[START OF Provided information]
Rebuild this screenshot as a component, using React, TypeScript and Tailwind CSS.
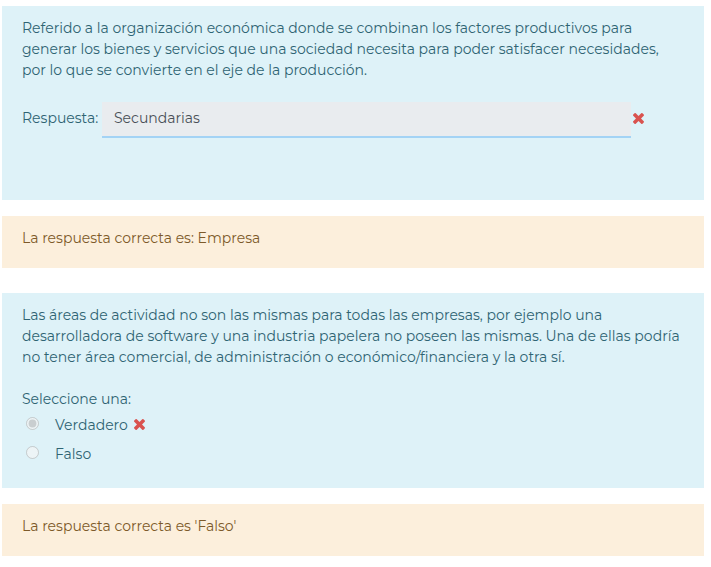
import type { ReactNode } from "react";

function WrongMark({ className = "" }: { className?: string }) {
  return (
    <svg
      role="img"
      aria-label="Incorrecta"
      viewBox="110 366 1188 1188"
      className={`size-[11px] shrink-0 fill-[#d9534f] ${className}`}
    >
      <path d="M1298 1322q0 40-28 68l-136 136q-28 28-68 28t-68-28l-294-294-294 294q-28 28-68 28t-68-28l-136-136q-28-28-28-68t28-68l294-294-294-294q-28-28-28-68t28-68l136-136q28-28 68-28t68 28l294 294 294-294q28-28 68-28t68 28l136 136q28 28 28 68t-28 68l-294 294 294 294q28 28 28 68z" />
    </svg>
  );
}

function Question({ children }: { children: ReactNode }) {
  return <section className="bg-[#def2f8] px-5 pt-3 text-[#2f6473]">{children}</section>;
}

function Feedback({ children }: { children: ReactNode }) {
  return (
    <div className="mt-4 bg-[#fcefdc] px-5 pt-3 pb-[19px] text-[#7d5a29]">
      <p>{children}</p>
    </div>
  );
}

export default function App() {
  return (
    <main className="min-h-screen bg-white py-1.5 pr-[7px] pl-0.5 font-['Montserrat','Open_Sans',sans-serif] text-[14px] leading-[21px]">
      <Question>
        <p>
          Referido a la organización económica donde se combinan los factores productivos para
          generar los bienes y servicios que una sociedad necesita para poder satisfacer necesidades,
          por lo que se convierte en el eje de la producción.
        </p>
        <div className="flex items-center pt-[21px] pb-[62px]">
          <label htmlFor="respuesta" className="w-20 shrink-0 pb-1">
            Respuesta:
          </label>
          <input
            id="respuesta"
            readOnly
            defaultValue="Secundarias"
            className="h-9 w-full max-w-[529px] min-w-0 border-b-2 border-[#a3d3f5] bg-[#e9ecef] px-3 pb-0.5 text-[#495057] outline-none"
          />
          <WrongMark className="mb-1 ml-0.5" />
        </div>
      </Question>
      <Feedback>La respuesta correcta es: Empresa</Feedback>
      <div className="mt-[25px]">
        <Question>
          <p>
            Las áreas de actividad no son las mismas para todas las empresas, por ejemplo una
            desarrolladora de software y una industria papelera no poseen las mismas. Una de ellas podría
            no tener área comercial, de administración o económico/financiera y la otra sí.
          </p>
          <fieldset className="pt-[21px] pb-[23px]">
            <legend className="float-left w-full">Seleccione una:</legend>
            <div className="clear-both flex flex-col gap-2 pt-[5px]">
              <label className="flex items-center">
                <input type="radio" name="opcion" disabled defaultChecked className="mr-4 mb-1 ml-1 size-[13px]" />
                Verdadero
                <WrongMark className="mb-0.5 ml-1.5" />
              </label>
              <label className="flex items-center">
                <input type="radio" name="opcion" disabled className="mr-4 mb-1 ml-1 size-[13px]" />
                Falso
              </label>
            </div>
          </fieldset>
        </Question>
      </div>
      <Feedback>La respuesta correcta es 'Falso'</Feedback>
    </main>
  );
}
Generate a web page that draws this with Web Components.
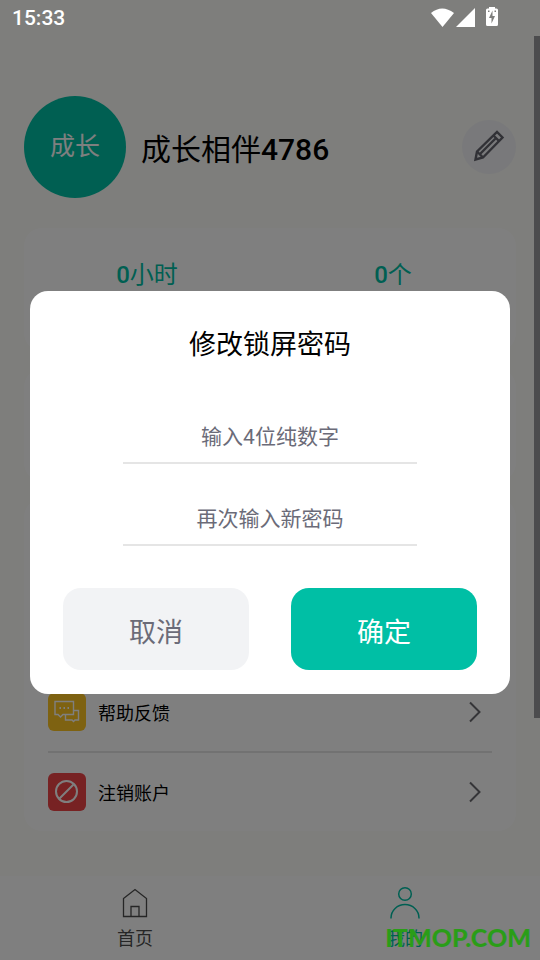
[END OF Provided information]
[Stated task]:
Every entry above needs to be retyped exactly; drop the pictures.

[Reply]:
Rebuild this screenshot as a component, using React, TypeScript and Tailwind CSS.
import type { ReactNode } from "react";

function WrongMark({ className = "" }: { className?: string }) {
  return (
    <svg
      role="img"
      aria-label="Incorrecta"
      viewBox="110 366 1188 1188"
      className={`size-[11px] shrink-0 fill-[#d9534f] ${className}`}
    >
      <path d="M1298 1322q0 40-28 68l-136 136q-28 28-68 28t-68-28l-294-294-294 294q-28 28-68 28t-68-28l-136-136q-28-28-28-68t28-68l294-294-294-294q-28-28-28-68t28-68l136-136q28-28 68-28t68 28l294 294 294-294q28-28 68-28t68 28l136 136q28 28 28 68t-28 68l-294 294 294 294q28 28 28 68z" />
    </svg>
  );
}

function Question({ children }: { children: ReactNode }) {
  return <section className="bg-[#def2f8] px-5 pt-3 text-[#2f6473]">{children}</section>;
}

function Feedback({ children }: { children: ReactNode }) {
  return (
    <div className="mt-4 bg-[#fcefdc] px-5 pt-3 pb-[19px] text-[#7d5a29]">
      <p>{children}</p>
    </div>
  );
}

export default function App() {
  return (
    <main className="min-h-screen bg-white py-1.5 pr-[7px] pl-0.5 font-['Montserrat','Open_Sans',sans-serif] text-[14px] leading-[21px]">
      <Question>
        <p>
          Referido a la organización económica donde se combinan los factores productivos para
          generar los bienes y servicios que una sociedad necesita para poder satisfacer necesidades,
          por lo que se convierte en el eje de la producción.
        </p>
        <div className="flex items-center pt-[21px] pb-[62px]">
          <label htmlFor="respuesta" className="w-20 shrink-0 pb-1">
            Respuesta:
          </label>
          <input
            id="respuesta"
            readOnly
            defaultValue="Secundarias"
            className="h-9 w-full max-w-[529px] min-w-0 border-b-2 border-[#a3d3f5] bg-[#e9ecef] px-3 pb-0.5 text-[#495057] outline-none"
          />
          <WrongMark className="mb-1 ml-0.5" />
        </div>
      </Question>
      <Feedback>La respuesta correcta es: Empresa</Feedback>
      <div className="mt-[25px]">
        <Question>
          <p>
            Las áreas de actividad no son las mismas para todas las empresas, por ejemplo una
            desarrolladora de software y una industria papelera no poseen las mismas. Una de ellas podría
            no tener área comercial, de administración o económico/financiera y la otra sí.
          </p>
          <fieldset className="pt-[21px] pb-[23px]">
            <legend className="float-left w-full">Seleccione una:</legend>
            <div className="clear-both flex flex-col gap-2 pt-[5px]">
              <label className="flex items-center">
                <input type="radio" name="opcion" disabled defaultChecked className="mr-4 mb-1 ml-1 size-[13px]" />
                Verdadero
                <WrongMark className="mb-0.5 ml-1.5" />
              </label>
              <label className="flex items-center">
                <input type="radio" name="opcion" disabled className="mr-4 mb-1 ml-1 size-[13px]" />
                Falso
              </label>
            </div>
          </fieldset>
        </Question>
      </div>
      <Feedback>La respuesta correcta es 'Falso'</Feedback>
    </main>
  );
}
Generate a web page that draws this with Web Components.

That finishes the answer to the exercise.